The Fix: Adopt a "Tap and Wait" policy. Tap once, count to three, then assess. Never double-tap unless you are 100% sure the first tap didn't register.
Stuck Solution: The "Soft Lock" Recovery
Have you ever found yourself in a situation where your conveyor is full of cups you don't need (e.g., three Blue cups) and the color you do need (Cream) is buried under them in the tray? This is a "Soft Lock."
The Fix: You must sacrifice. You have to accept that you will overfill Blue slightly. Pour the Blue cups immediately into the Blue zones to get them off the belt. This will free up your slots to finally dig down and retrieve the Cream cup from the tray. It is better to be at 110% Blue (which the game caps at 100% anyway) than to be stuck with no Cream.

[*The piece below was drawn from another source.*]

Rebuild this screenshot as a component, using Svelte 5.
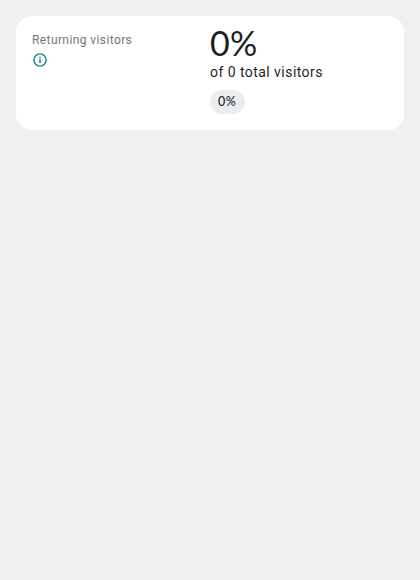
<script>
  const total = 0;
  const percent = '0%';
</script>

<section class="card">
  <div class="label">
    <span class="name">Returning visitors</span>
    <svg class="info" viewBox="0 0 16 16" aria-label="Info">
      <circle cx="8" cy="8" r="6.1" fill="none" stroke="#16827d" stroke-width="1.4" />
      <path fill="#16827d" d="M7.2 7.2h1.6V11H7.2zM7.2 4.8h1.6v1.4H7.2z" />
    </svg>
  </div>
  <div class="value">
    <span class="big">{percent}</span>
    <span class="sub">of {total} total visitors</span>
    <span class="chip">{percent}</span>
  </div>
</section>

<style>
  :global(body) {
    background: #f0f0f0;
  }
  .card {
    box-sizing: border-box;
    margin: 16px;
    height: 114px;
    padding: 0 16px;
    display: grid;
    grid-template-columns: 1fr 1fr;
    background: #fff;
    border-radius: 16px;
    font-family: Roboto, "Open Sans", sans-serif;
    white-space: nowrap;
  }
  .label {
    display: flex;
    flex-direction: column;
    padding-top: 16px;
  }
  .name {
    font-size: 12px;
    line-height: 16px;
    letter-spacing: 0.4px;
    color: #747678;
  }
  .info {
    width: 16px;
    height: 16px;
    margin-top: 4px;
  }
  .value {
    display: flex;
    flex-direction: column;
    align-items: flex-start;
    padding-top: 8px;
  }
  .big {
    font-family: Lato, sans-serif;
    font-size: 34px;
    line-height: 38px;
    margin-bottom: 2px;
    letter-spacing: 0.3px;
    color: #1f1f1f;
  }
  .sub {
    font-size: 14px;
    line-height: 16px;
    letter-spacing: 0.45px;
    color: #1f1f1f;
  }
  .chip {
    box-sizing: border-box;
    width: 35px;
    margin-top: 10px;
    height: 24px;
    padding: 0 8px;
    border-radius: 12px;
    background: #e9eef0;
    color: #1f1f1f;
    font-family: Lato, sans-serif;
    font-size: 12.5px;
    font-weight: 500;
    letter-spacing: 0.6px;
    line-height: 24px;
  }
</style>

Stuck Solution: Meter Imbalance
If you are at 90% completion but one specific color (like Magenta) is stuck at 40%, you are in a dangerous spot. You cannot pour more of the other colors.
The Fix: Stop everything else. Look at the tray. You need to force the game to give you Magenta cups. This means you must aggressively clear out the other colors from the tray. Load and discard (pour into safe zones) other colors just to cycle the tray until the Magenta cups bubble up to the top.

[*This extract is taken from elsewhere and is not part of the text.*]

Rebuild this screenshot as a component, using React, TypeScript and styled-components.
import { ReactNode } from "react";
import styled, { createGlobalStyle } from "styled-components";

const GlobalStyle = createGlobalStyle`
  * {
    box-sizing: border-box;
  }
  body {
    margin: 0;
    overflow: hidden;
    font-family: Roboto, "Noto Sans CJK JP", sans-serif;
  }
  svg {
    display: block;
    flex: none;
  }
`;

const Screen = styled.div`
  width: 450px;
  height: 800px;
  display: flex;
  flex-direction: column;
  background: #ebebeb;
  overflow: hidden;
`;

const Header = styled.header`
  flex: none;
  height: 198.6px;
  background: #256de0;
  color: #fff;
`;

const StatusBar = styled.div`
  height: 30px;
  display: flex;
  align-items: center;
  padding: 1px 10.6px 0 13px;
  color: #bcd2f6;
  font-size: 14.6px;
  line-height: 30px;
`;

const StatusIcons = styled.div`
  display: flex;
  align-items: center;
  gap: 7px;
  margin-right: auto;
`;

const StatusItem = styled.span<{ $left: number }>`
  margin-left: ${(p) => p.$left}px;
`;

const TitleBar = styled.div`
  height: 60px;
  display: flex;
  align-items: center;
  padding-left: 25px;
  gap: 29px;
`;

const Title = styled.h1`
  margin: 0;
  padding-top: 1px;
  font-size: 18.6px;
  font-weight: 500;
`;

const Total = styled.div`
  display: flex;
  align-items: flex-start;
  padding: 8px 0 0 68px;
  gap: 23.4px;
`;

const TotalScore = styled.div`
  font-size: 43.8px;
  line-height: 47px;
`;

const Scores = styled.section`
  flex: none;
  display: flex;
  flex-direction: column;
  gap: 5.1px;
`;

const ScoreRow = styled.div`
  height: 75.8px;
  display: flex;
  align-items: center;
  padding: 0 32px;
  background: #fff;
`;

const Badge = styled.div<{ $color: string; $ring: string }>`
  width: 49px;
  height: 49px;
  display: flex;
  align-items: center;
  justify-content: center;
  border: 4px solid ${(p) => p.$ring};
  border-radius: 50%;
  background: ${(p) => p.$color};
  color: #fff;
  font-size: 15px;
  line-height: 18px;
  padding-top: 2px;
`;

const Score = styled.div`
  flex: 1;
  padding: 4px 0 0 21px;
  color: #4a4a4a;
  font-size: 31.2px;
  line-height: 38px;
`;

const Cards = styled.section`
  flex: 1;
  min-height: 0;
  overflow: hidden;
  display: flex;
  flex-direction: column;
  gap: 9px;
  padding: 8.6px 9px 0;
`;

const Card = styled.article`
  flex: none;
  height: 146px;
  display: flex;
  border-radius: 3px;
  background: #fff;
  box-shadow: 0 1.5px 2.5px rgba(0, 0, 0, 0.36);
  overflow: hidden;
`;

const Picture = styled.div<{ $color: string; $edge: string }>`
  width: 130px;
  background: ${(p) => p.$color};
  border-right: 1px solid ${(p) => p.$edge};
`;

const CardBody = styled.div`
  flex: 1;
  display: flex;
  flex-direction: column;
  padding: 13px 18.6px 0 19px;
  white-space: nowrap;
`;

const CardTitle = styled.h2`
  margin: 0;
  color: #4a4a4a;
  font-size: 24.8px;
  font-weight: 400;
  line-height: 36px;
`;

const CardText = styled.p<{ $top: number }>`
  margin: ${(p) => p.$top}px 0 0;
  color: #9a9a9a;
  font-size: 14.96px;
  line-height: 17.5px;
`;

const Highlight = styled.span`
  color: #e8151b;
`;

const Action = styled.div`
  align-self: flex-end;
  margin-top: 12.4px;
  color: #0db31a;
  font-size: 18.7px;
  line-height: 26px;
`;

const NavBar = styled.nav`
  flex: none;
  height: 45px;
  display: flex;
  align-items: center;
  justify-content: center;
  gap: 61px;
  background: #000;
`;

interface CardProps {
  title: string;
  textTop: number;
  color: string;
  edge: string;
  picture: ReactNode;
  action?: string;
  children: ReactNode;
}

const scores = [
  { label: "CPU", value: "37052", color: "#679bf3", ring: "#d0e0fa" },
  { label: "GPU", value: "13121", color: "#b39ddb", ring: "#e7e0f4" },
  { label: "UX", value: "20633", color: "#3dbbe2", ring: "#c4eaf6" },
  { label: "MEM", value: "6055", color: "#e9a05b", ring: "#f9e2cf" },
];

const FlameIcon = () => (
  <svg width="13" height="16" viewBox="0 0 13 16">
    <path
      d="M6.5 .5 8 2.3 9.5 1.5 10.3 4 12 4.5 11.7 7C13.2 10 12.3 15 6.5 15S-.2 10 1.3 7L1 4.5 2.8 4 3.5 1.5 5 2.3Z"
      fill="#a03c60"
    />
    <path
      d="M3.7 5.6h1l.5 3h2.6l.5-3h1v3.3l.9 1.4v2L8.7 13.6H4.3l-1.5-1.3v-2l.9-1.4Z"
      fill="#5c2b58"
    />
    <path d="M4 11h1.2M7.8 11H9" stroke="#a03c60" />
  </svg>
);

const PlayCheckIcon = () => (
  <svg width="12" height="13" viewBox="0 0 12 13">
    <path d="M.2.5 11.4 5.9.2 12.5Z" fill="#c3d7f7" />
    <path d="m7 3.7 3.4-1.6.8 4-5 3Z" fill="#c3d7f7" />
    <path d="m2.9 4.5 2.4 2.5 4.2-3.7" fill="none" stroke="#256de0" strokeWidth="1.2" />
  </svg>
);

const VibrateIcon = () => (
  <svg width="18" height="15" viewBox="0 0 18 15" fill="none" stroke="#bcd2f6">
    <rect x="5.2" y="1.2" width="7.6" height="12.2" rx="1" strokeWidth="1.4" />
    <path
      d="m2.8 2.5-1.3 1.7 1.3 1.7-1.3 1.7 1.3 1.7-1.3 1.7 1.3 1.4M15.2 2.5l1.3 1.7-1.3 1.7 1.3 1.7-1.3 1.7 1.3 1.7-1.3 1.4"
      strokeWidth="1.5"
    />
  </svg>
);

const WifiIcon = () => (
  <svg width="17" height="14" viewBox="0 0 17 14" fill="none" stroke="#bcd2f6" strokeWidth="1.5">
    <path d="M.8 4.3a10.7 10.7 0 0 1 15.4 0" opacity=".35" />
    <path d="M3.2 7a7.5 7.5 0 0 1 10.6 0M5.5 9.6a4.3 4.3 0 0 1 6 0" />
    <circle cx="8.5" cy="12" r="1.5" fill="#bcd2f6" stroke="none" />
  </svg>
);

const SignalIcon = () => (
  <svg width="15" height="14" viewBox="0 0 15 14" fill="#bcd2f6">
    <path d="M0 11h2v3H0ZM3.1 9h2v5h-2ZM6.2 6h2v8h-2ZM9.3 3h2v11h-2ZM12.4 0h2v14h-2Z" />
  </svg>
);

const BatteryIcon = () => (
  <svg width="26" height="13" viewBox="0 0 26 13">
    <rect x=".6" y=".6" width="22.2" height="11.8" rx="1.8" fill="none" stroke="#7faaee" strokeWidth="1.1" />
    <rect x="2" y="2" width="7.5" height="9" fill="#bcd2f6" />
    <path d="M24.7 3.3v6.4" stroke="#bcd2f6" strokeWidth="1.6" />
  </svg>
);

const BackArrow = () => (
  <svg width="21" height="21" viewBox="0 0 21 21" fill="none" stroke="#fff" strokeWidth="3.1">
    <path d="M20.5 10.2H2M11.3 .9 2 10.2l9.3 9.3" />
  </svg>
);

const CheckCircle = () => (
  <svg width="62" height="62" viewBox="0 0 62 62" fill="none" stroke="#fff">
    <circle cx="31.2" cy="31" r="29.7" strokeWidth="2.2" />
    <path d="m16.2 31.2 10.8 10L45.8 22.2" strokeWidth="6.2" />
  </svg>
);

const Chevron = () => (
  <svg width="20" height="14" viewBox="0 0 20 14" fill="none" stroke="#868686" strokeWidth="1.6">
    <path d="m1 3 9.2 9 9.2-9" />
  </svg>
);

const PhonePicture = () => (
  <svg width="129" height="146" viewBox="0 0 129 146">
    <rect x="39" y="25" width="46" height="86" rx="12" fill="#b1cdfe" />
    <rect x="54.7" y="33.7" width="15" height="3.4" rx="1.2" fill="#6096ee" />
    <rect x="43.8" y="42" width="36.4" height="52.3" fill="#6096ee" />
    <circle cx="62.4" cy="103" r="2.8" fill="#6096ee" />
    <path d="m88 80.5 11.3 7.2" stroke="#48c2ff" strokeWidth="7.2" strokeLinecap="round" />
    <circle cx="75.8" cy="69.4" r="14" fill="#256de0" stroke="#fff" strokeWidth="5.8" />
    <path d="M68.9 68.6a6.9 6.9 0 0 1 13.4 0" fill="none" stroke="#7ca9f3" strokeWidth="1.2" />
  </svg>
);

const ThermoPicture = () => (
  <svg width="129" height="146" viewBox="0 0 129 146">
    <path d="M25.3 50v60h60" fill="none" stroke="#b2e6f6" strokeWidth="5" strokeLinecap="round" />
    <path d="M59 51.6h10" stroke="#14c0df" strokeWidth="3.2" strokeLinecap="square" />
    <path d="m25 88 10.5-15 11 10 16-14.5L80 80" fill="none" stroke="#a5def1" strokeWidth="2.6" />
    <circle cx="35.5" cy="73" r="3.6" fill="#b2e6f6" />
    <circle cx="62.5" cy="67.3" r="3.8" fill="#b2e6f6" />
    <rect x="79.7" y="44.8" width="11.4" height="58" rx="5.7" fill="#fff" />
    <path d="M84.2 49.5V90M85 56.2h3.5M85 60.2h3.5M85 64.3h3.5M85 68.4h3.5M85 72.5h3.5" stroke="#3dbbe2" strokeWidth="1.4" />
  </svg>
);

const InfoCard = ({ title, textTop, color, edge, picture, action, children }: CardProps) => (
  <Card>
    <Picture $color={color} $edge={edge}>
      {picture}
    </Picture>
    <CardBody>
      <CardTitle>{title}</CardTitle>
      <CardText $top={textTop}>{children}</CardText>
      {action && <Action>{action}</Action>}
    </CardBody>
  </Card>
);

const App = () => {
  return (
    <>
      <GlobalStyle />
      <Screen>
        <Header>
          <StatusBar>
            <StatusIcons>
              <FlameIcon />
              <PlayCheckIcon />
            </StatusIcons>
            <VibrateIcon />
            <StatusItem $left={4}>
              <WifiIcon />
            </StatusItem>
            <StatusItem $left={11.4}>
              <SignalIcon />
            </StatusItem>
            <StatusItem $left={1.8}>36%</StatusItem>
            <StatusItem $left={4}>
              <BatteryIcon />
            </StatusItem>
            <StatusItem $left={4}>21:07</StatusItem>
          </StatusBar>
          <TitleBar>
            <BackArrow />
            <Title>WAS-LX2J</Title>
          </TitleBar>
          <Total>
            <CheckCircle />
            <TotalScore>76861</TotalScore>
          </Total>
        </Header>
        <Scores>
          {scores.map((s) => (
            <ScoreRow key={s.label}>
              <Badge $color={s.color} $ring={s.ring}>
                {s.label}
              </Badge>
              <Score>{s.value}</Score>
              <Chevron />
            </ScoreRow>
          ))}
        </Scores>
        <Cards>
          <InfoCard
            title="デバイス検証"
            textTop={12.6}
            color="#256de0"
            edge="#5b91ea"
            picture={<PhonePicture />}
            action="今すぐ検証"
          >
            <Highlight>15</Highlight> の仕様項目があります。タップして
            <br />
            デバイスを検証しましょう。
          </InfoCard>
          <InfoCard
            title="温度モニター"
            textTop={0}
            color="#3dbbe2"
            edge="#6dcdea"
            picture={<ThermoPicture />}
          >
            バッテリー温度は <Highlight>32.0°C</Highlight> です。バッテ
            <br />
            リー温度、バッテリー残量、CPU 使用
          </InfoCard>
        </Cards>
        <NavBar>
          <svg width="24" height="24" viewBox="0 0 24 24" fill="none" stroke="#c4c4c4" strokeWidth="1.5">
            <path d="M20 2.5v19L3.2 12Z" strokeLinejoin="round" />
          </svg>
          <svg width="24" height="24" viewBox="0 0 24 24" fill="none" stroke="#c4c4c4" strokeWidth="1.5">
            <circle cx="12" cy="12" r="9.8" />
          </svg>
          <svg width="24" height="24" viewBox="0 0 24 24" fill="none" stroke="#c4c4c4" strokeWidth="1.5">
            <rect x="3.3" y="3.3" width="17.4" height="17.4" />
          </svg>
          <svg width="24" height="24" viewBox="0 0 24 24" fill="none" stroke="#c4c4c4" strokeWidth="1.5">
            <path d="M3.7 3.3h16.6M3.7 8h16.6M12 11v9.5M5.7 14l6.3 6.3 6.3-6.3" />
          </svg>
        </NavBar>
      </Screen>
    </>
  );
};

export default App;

Tip: The "Flick" Technique
For the tiny Cream zones, a standard pour might be too much, causing spillage into adjacent Blue zones.
The Fix: Use the "Flick" technique. As the cup is pouring, quickly flick your input or drag it away as soon as the zone looks full. This cuts the stream short and prevents overflow. This requires precise timing but saves the run from contamination.
Tip: Visualizing the "Jigsaw" Edges
Since the canvas is a jigsaw, it can be hard to tell where one color ends and another begins.
The Fix: Don't look at the center of the zones; look at the edges. Trace the boundary line with your eyes before you start pouring. If you can identify the "shape" of the Cream zone, you can aim your pour to land in the center of that shape, maximizing absorption and minimizing runoff.